A nation of well-spoken and intellectually reasonable young adults, is not going to help in achieving national goals. Luckily we have the Biro Tatanegara where the principles of universal justice and notions of social equality can be thoroughly disabused from the minds of students from English/vernacular schools, and, made on par with those from local medium schools. Forget about long-term effects when short term goals are achieved.

20) Rukunegara – because paragraph (5) says “mutual respect and good social behaviour”. Obviously, totally outrageous and not applicable because neither of these tenets are practised in Malaysia.

I do realise that I’ve been proposing several bans so to be fair, I also have a couple of proposals that I suggest  implementing as follows.

a) Aquatic runways – in future, all airport runway infrastructure must include swimming (only for men of course) facilities. This is because, with so much experience in ‘ponding’, Malaysian contractors are now experts and can expand the runway linked ponds into pools without significant incremental cost. We will indeed be envied by the Dutch (again) for Malaysia Boleh!

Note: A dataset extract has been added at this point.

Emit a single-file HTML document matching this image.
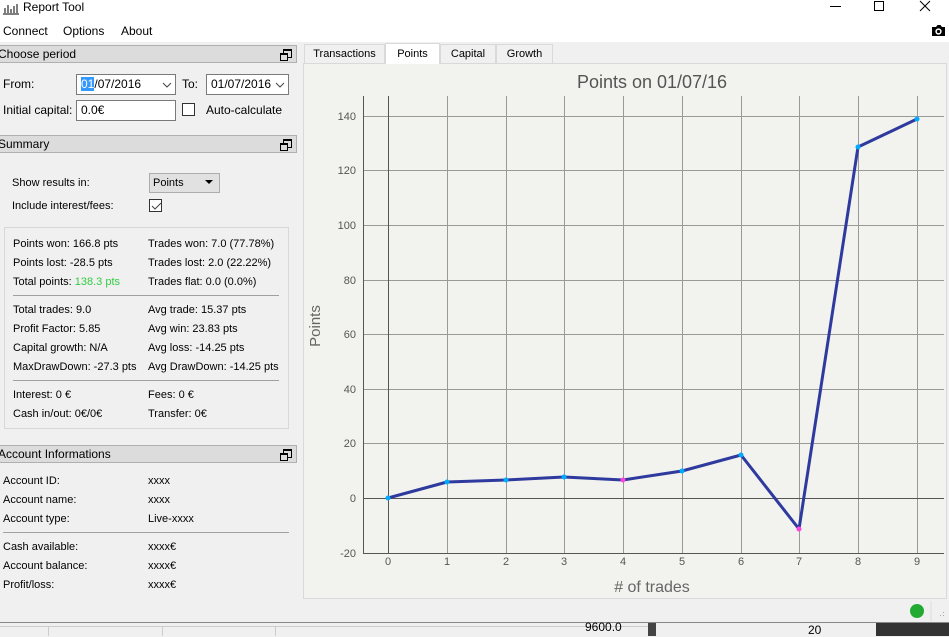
<!DOCTYPE html>
<html><head><meta charset="utf-8"><style>
*{box-sizing:border-box;margin:0;padding:0}
body{width:949px;height:636px;overflow:hidden;position:relative;background:#f0f0f0;font-family:"Liberation Sans",sans-serif;font-size:11px;color:#000}
.a{position:absolute;white-space:nowrap}
.hdr{position:absolute;left:-3px;width:300px;height:18px;background:#dcdcdc;border:1px solid #b0b0b0;font-size:12px;line-height:16px;padding-left:0;overflow:hidden}
.fl{position:absolute;right:4px;top:3px;width:9px;height:9px;border:1px solid #000;border-top-width:2px}
.fl:before{content:"";position:absolute;left:-4px;top:2px;width:6px;height:5px;border:1px solid #000;border-top-width:2px;background:#dcdcdc}
.inp{position:absolute;background:#fff;border:1px solid #7a7a7a;height:21px;font-size:12px;line-height:19px;padding-left:4px}
.sep{position:absolute;height:1px;background:#a0a0a0}
.t{font-size:11px}
</style></head><body>
<div class="a" style="left:0;top:0;width:949px;height:42px;background:#fff"></div>
<svg class="a" style="left:2px;top:1px" width="18" height="14"><path d="M1 13h16M3 12V7M6 12V4M9 12V8M12 12V5M15 12V3" stroke="#555" stroke-width="1.5"/></svg>
<div class="a" style="left:23px;top:0;font-size:12px">Report Tool</div>
<div class="a" style="left:830px;top:6px;width:11px;height:1px;background:#000"></div>
<div class="a" style="left:874px;top:1px;width:10px;height:10px;border:1px solid #000"></div>
<svg class="a" style="left:919px;top:0" width="12" height="12"><path d="M1 1L11 11M11 1L1 11" stroke="#000"/></svg>
<div class="a" style="left:3px;top:24px;font-size:12px">Connect</div>
<div class="a" style="left:63px;top:24px;font-size:12px">Options</div>
<div class="a" style="left:121px;top:24px;font-size:12px">About</div>
<svg class="a" style="left:931px;top:24px" width="15" height="13"><path d="M1 3h4l1.5-2h3L11 3h3v9H1z" fill="#000"/><circle cx="7.5" cy="7.5" r="2.4" fill="none" stroke="#fff" stroke-width="1.5"/></svg>

<div class="hdr" style="top:45px">Choose period<span class="fl"></span></div>
<div class="a" style="left:3px;top:77px;font-size:12px">From:</div>
<div class="inp" style="left:76px;top:74px;width:100px"><span style="background:#3399ff;color:#fff">01</span>/07/2016</div>
<svg class="a" style="left:162px;top:82px" width="10" height="6"><path d="M1 1l4 4 4-4" stroke="#444" fill="none"/></svg>
<div class="a" style="left:182px;top:77px;font-size:12px">To:</div>
<div class="inp" style="left:206px;top:74px;width:83px">01/07/2016</div>
<svg class="a" style="left:275px;top:82px" width="10" height="6"><path d="M1 1l4 4 4-4" stroke="#444" fill="none"/></svg>
<div class="a" style="left:3px;top:103px;font-size:12px">Initial capital:</div>
<div class="inp" style="left:76px;top:100px;width:100px">0.0€</div>
<div class="a" style="left:182px;top:103px;width:13px;height:13px;border:1px solid #333;background:#fff"></div>
<div class="a" style="left:206px;top:103px;font-size:12px">Auto-calculate</div>

<div class="hdr" style="top:135px">Summary<span class="fl"></span></div>
<div class="a" style="left:12px;top:177px">Show results in:</div>
<div class="a" style="left:149px;top:173px;width:71px;height:20px;border:1px solid #adadad;background:#e1e1e1;padding:3px 0 0 3px">Points</div>
<svg class="a" style="left:205px;top:180px" width="9" height="5"><path d="M0 0h8L4 4z" fill="#000"/></svg>
<div class="a" style="left:12px;top:200px">Include interest/fees:</div>
<div class="a" style="left:149px;top:199px;width:13px;height:13px;border:1px solid #333;background:#fff"></div>
<svg class="a" style="left:150px;top:200px" width="12" height="12"><path d="M2 6l3 3 6-6" stroke="#444" fill="none"/></svg>
<div class="a" style="left:4px;top:227px;width:285px;height:202px;border:1px solid #d8d8d8"></div>
<div class="a t" style="left:13px;top:238px">Points won: 166.8 pts</div>
<div class="a t" style="left:148px;top:238px">Trades won: 7.0 (77.78%)</div>
<div class="a t" style="left:13px;top:257px">Points lost: -28.5 pts</div>
<div class="a t" style="left:148px;top:257px">Trades lost: 2.0 (22.22%)</div>
<div class="a t" style="left:13px;top:276px">Total points: <span style="color:#33cc44">138.3 pts</span></div>
<div class="a t" style="left:148px;top:276px">Trades flat: 0.0 (0.0%)</div>
<div class="sep" style="left:13px;top:295px;width:266px"></div>
<div class="a t" style="left:13px;top:304px">Total trades: 9.0</div>
<div class="a t" style="left:148px;top:304px">Avg trade: 15.37 pts</div>
<div class="a t" style="left:13px;top:323px">Profit Factor: 5.85</div>
<div class="a t" style="left:148px;top:323px">Avg win: 23.83 pts</div>
<div class="a t" style="left:13px;top:342px">Capital growth: N/A</div>
<div class="a t" style="left:148px;top:342px">Avg loss: -14.25 pts</div>
<div class="a t" style="left:13px;top:361px">MaxDrawDown: -27.3 pts</div>
<div class="a t" style="left:148px;top:361px">Avg DrawDown: -14.25 pts</div>
<div class="sep" style="left:13px;top:380px;width:266px"></div>
<div class="a t" style="left:13px;top:389px">Interest: 0 €</div>
<div class="a t" style="left:148px;top:389px">Fees: 0 €</div>
<div class="a t" style="left:13px;top:408px">Cash in/out: 0€/0€</div>
<div class="a t" style="left:148px;top:408px">Transfer: 0€</div>

<div class="hdr" style="top:445px">Account Informations<span class="fl"></span></div>
<div class="a t" style="left:3px;top:475px">Account ID:</div><div class="a t" style="left:148px;top:475px">xxxx</div>
<div class="a t" style="left:3px;top:494px">Account name:</div><div class="a t" style="left:148px;top:494px">xxxx</div>
<div class="a t" style="left:3px;top:513px">Account type:</div><div class="a t" style="left:148px;top:513px">Live-xxxx</div>
<div class="sep" style="left:3px;top:532px;width:286px"></div>
<div class="a t" style="left:3px;top:541px">Cash available:</div><div class="a t" style="left:148px;top:541px">xxxx€</div>
<div class="a t" style="left:3px;top:560px">Account balance:</div><div class="a t" style="left:148px;top:560px">xxxx€</div>
<div class="a t" style="left:3px;top:579px">Profit/loss:</div><div class="a t" style="left:148px;top:579px">xxxx€</div>

<div class="a" style="left:304px;top:44px;width:81px;height:20px;border:1px solid #d9d9d9;background:#f0f0f0;text-align:center;line-height:19px">Transactions</div>
<div class="a" style="left:385px;top:43px;width:55px;height:21px;border:1px solid #d9d9d9;border-bottom:none;background:#fff;text-align:center;line-height:20px;z-index:2">Points</div>
<div class="a" style="left:440px;top:44px;width:56px;height:20px;border:1px solid #d9d9d9;background:#f0f0f0;text-align:center;line-height:19px">Capital</div>
<div class="a" style="left:496px;top:44px;width:57px;height:20px;border:1px solid #d9d9d9;background:#f0f0f0;text-align:center;line-height:19px">Growth</div>
<div class="a" style="left:303px;top:63px;width:644px;height:536px;border:1px solid #d9d9d9;background:#f2f2ee"></div>

<svg class="a" style="left:0;top:0" width="949" height="636" font-family="Liberation Sans, sans-serif">
<g stroke="#999" stroke-width="1">
<path d="M447.5 96V553M506.5 96V553M564.5 96V553M623.5 96V553M682.5 96V553M741.5 96V553M799.5 96V553M858.5 96V553M917.5 96V553"/>
<path d="M363 116.5H944M363 170.5H944M363 225.5H944M363 280.5H944M363 334.5H944M363 389.5H944M363 443.5H944"/>
</g>
<g stroke="#555" stroke-width="1"><path d="M363.5 96V553M388.5 96V553M363 498.5H944M363 553.5H944"/></g>
<g fill="#555" font-size="11" text-anchor="end">
<text x="356" y="120">140</text><text x="356" y="174">120</text><text x="356" y="229">100</text><text x="356" y="284">80</text><text x="356" y="338">60</text><text x="356" y="393">40</text><text x="356" y="447">20</text><text x="356" y="502">0</text><text x="356" y="557">-20</text>
</g>
<g fill="#555" font-size="11" text-anchor="middle">
<text x="388" y="565">0</text><text x="447" y="565">1</text><text x="506" y="565">2</text><text x="564" y="565">3</text><text x="623" y="565">4</text><text x="682" y="565">5</text><text x="741" y="565">6</text><text x="799" y="565">7</text><text x="858" y="565">8</text><text x="917" y="565">9</text>
</g>
<text x="652" y="88" font-size="18" fill="#555" text-anchor="middle">Points on 01/07/16</text>
<text x="652" y="592" font-size="16" fill="#666" text-anchor="middle"># of trades</text>
<text transform="translate(320 326) rotate(-90)" font-size="15" fill="#666" text-anchor="middle">Points</text>
<polyline points="388,498 447,482 506,480 564,477 623,480 682,471 741,455 799,529 858,147 917,119" fill="none" stroke="#2e3a9e" stroke-width="3" stroke-linejoin="round"/>
<g fill="#00aaff"><circle cx="388" cy="498" r="2.5"/><circle cx="447" cy="482" r="2.5"/><circle cx="506" cy="480" r="2.5"/><circle cx="564" cy="477" r="2.5"/><circle cx="682" cy="471" r="2.5"/><circle cx="741" cy="455" r="2.5"/><circle cx="858" cy="147" r="2.5"/><circle cx="917" cy="119" r="2.5"/></g>
<g fill="#ff44dd"><circle cx="623" cy="480" r="2.5"/><circle cx="799" cy="529" r="2.5"/></g>
<circle cx="917" cy="611" r="7" fill="#22aa33"/>
<path d="M931 601V621" stroke="#ddd"/>
<g fill="#aaa"><rect x="943" y="612" width="1" height="1"/><rect x="940" y="615" width="1" height="1"/><rect x="943" y="615" width="1" height="1"/></g>
</svg>

<div class="a" style="left:0;top:622px;width:949px;height:14px;background:#f0f0f0;border-top:1px solid #888"></div>
<div class="a" style="left:0;top:626px;width:650px;height:10px;border-top:1px solid #ccc"></div>
<div class="a" style="left:48px;top:626px;width:1px;height:10px;background:#ccc"></div>
<div class="a" style="left:162px;top:626px;width:1px;height:10px;background:#ccc"></div>
<div class="a" style="left:275px;top:626px;width:1px;height:10px;background:#ccc"></div>
<div class="a" style="left:585px;top:620px;font-size:12px">9600.0</div>
<div class="a" style="left:648px;top:623px;width:8px;height:13px;background:#444"></div>
<div class="a" style="left:808px;top:623px;font-size:12px">20</div>
<div class="a" style="left:876px;top:623px;width:73px;height:13px;background:#333"></div>
</body></html>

b) Graduate School of Stupidity – I know an honourable MIC leader had proposed an Act of Stupidity. Before they graduate and hence for his proposed Act to apply, we must have a school for students to learn the art of stupidity.

From initial research, it looks like we will have to have a very large school, and indeed, most can start at the post graduate level. From reviewing the level of stupidity exhibited by many politicians, senior civil servants and several NGO leaders, it appears that they are likely Masters of Stupidity. Hence, I think we may have to start doctoral classes for them.

Some, have got double PhDs in stupidity for sure. A self-serving convert who masquerades as an academic comes to mind. He keeps company with a minister who recently created the possibility of aquatic runways. Of course, I won’t turn my back on a failed academic who now seeks infamy by blasphemy. Indeed, the school may have more potential applicants than available space.